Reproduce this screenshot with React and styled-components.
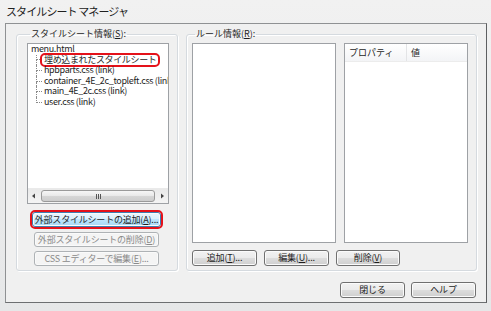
import styled, { createGlobalStyle } from "styled-components";

const Global = createGlobalStyle`
  html, body { margin: 0; padding: 0; background: #ececec; }
  * { box-sizing: border-box; }
`;

const Window = styled.div`
  width: 491px;
  height: 311px;
  overflow: hidden;
  background: linear-gradient(#f1f1f1, #e6e7e8);
  font-family: "Noto Sans CJK JP", "Noto Sans", sans-serif;
  color: #1e1e1e;
  display: flex;
  flex-direction: column;
`;

const Title = styled.div`
  height: 23px;
  padding: 4px 0 0 6px;
  font-size: 11px;
  line-height: 14px;
  letter-spacing: -0.9px;
  color: #202020;
`;

const Client = styled.div`
  margin: 0 4px 0 5px;
  height: 280px;
  border: 1px solid #8f9193;
  border-right-color: #5d5f61;
  border-bottom-color: #6d6f71;
  background: #f0f0f0;
  display: flex;
  flex-direction: column;
  padding: 4px 9px 0 10px;
`;

const Groups = styled.div`
  display: flex;
  gap: 8px;
  height: 243px;
`;

const Group = styled.fieldset`
  margin: 0;
  width: ${(p) => p.$w}px;
  border: 1px solid #d5dadf;
  border-radius: 3px;
  box-shadow: inset 1px 1px 0 #fff, 1px 1px 0 #fff;
  padding: ${(p) => p.$pad};
  display: flex;
  flex-direction: column;
  align-items: ${(p) => p.$align || "stretch"};
`;

const Legend = styled.legend`
  font-size: 9px;
  line-height: 12px;
  padding: 0 1px;
  margin-left: 3px;
`;

const ListBox = styled.div`
  width: ${(p) => p.$w}px;
  height: ${(p) => p.$h}px;
  background: #fff;
  border: 1px solid #9ea1a5;
  display: flex;
  flex-direction: column;
  overflow: hidden;
  flex: none;
`;

const TreeArea = styled.div`
  flex: 1;
  padding: 0 0 0 3px;
  font-size: 9px;
  letter-spacing: -0.35px;
  white-space: nowrap;
  overflow: hidden;
`;

const Row = styled.div`
  height: 10.6px;
  line-height: 10.6px;
  display: flex;
  align-items: stretch;
`;

const Children = styled.div`
  margin-left: 5px;
`;

const Guide = styled.div`
  width: 6px;
  flex: none;
  display: flex;
  flex-direction: column;
`;

const GuideUp = styled.div`
  flex: 1;
  border-left: 1px dotted #8a8a8a;
  border-bottom: 1px dotted #8a8a8a;
`;

const GuideDown = styled.div`
  flex: 1;
  border-left: 1px dotted ${(p) => (p.$last ? "transparent" : "#8a8a8a")};
`;

const Label = styled.span`
  padding: 0 2px;
  border-radius: 3px;
  ${(p) =>
    p.$marked &&
    `
    outline: 2px solid #e4121a;
    outline-offset: -0.5px;
    background: #fff;
  `}
`;

const HScroll = styled.div`
  height: 15px;
  flex: none;
  background: linear-gradient(#e9e9e9, #f4f4f4);
  border-top: 1px solid #eaeaea;
  display: flex;
  align-items: center;
  padding: 0 3px;
  gap: 4px;
`;

const Arrow = styled.svg`
  width: 6px;
  height: 6px;
  flex: none;
`;

const Thumb = styled.div`
  flex: 1;
  height: 12px;
  border: 1px solid #9a9a9a;
  border-radius: 3px;
  background: linear-gradient(#f6f6f6 0%, #e8e8e8 50%, #d6d6d6 51%, #cdcdcd 100%);
  display: flex;
  align-items: center;
  justify-content: center;
  gap: 1px;
`;

const Grip = styled.span`
  width: 1px;
  height: 5px;
  background: #555;
`;

const Button = styled.button`
  font-family: inherit;
  font-size: 9px;
  letter-spacing: -0.2px;
  line-height: 12px;
  width: ${(p) => p.$w}px;
  height: ${(p) => p.$h || 15}px;
  margin-top: ${(p) => p.$mt || 0}px;
  padding: 0;
  flex: none;
  border-radius: 3px;
  border: 1px solid #707070;
  color: #1e1e1e;
  background: linear-gradient(#f2f2f2 0%, #ebebeb 49%, #dddddd 50%, #cfcfcf 100%);
  box-shadow: inset 0 0 0 1px #fbfbfb;
  &:disabled {
    color: #8a8a8a;
    border-color: #aeb2b5;
    background: #f4f4f4;
    box-shadow: inset 0 0 0 1px #fafafa;
  }
  ${(p) =>
    p.$focus &&
    `
    border-color: #3c7fb1;
    background: linear-gradient(#eaf6fd 0%, #d9f0fc 49%, #bee6fd 50%, #a7d9f5 100%);
    outline: 2px solid #e4121a;
    outline-offset: 0px;
    border-radius: 3px;
  `}
`;

const Split = styled.div`
  display: flex;
  gap: 8px;
  padding-top: 3px;
`;

const ListView = styled(ListBox)`
  background: #fff;
`;

const Header = styled.div`
  height: 18px;
  display: flex;
  background: linear-gradient(#ffffff, #f3f4f6);
  border-bottom: 1px solid #ececec;
  font-size: 9px;
  line-height: 17px;
`;

const HeaderCell = styled.div`
  width: ${(p) => p.$w}px;
  padding-left: 4px;
  border-right: 1px solid ${(p) => (p.$sep ? "#e3e4e6" : "transparent")};
  flex: ${(p) => (p.$w ? "none" : 1)};
`;

const ButtonRow = styled.div`
  display: flex;
  gap: 7px;
  margin-top: 7px;
`;

const Footer = styled.div`
  display: flex;
  justify-content: flex-end;
  gap: 6px;
  padding-right: 1px;
  margin-top: 11px;
`;

const children = [
  "埋め込まれたスタイルシート",
  "hpbparts.css (link)",
  "container_4E_2c_topleft.css (link)",
  "main_4E_2c.css (link)",
  "user.css (link)",
];

export default function App() {
  return (
    <>
      <Global />
      <Window>
        <Title>スタイルシート マネージャ</Title>
        <Client>
          <Groups>
            <Group $w={163} $pad="0 0 4px 10px" $align="flex-start">
              <Legend>スタイルシート情報(<u>S</u>):</Legend>
              <Split style={{ paddingTop: 3 }}>
                <ListBox $w={142} $h={161}>
                  <TreeArea>
                    <Row>menu.html</Row>
                    <Children>
                      {children.map((c, i) => (
                        <Row key={c}>
                          <Guide>
                            <GuideUp />
                            <GuideDown $last={i === children.length - 1} />
                          </Guide>
                          <Label $marked={i === 0}>{c}</Label>
                        </Row>
                      ))}
                    </Children>
                  </TreeArea>
                  <HScroll>
                    <Arrow viewBox="0 0 6 6">
                      <path d="M4 0.5 L1 3 L4 5.5 Z" fill="#444" />
                    </Arrow>
                    <Thumb>
                      <Grip />
                      <Grip />
                      <Grip />
                    </Thumb>
                    <Arrow viewBox="0 0 6 6">
                      <path d="M2 0.5 L5 3 L2 5.5 Z" fill="#444" />
                    </Arrow>
                  </HScroll>
                </ListBox>
              </Split>
              <Button $w={129} $mt={8} $focus style={{ marginLeft: 5 }}>
                外部スタイルシートの追加(<u>A</u>)...
              </Button>
              <Button $w={125} $mt={5} disabled style={{ marginLeft: 7 }}>
                外部スタイルシートの削除(<u>D</u>)
              </Button>
              <Button $w={125} $mt={4} disabled style={{ marginLeft: 7 }}>
                CSS エディターで編集(<u>E</u>)...
              </Button>
            </Group>
            <Group $w={290} $pad="0 8px 4px 5px">
              <Legend>ルール情報(<u>R</u>):</Legend>
              <Split>
                <ListBox $w={144} $h={200} />
                <ListView $w={124} $h={200}>
                  <Header>
                    <HeaderCell $w={62} $sep>
                      プロパティ
                    </HeaderCell>
                    <HeaderCell>値</HeaderCell>
                  </Header>
                </ListView>
              </Split>
              <ButtonRow>
                <Button $w={65} $h={16}>
                  追加(<u>T</u>)...
                </Button>
                <Button $w={65} $h={16}>
                  編集(<u>U</u>)...
                </Button>
                <Button $w={64} $h={16}>
                  削除(<u>V</u>)
                </Button>
              </ButtonRow>
            </Group>
          </Groups>
          <Footer>
            <Button $w={65} $h={16}>
              閉じる
            </Button>
            <Button $w={65} $h={16}>
              ヘルプ
            </Button>
          </Footer>
        </Client>
      </Window>
    </>
  );
}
▬▬▬▬▬▬▬▬▬▬
* _To do_:
Of the lines in the listing above, how many hold the string "components"? Reply with the number only.

* _Full response_:
2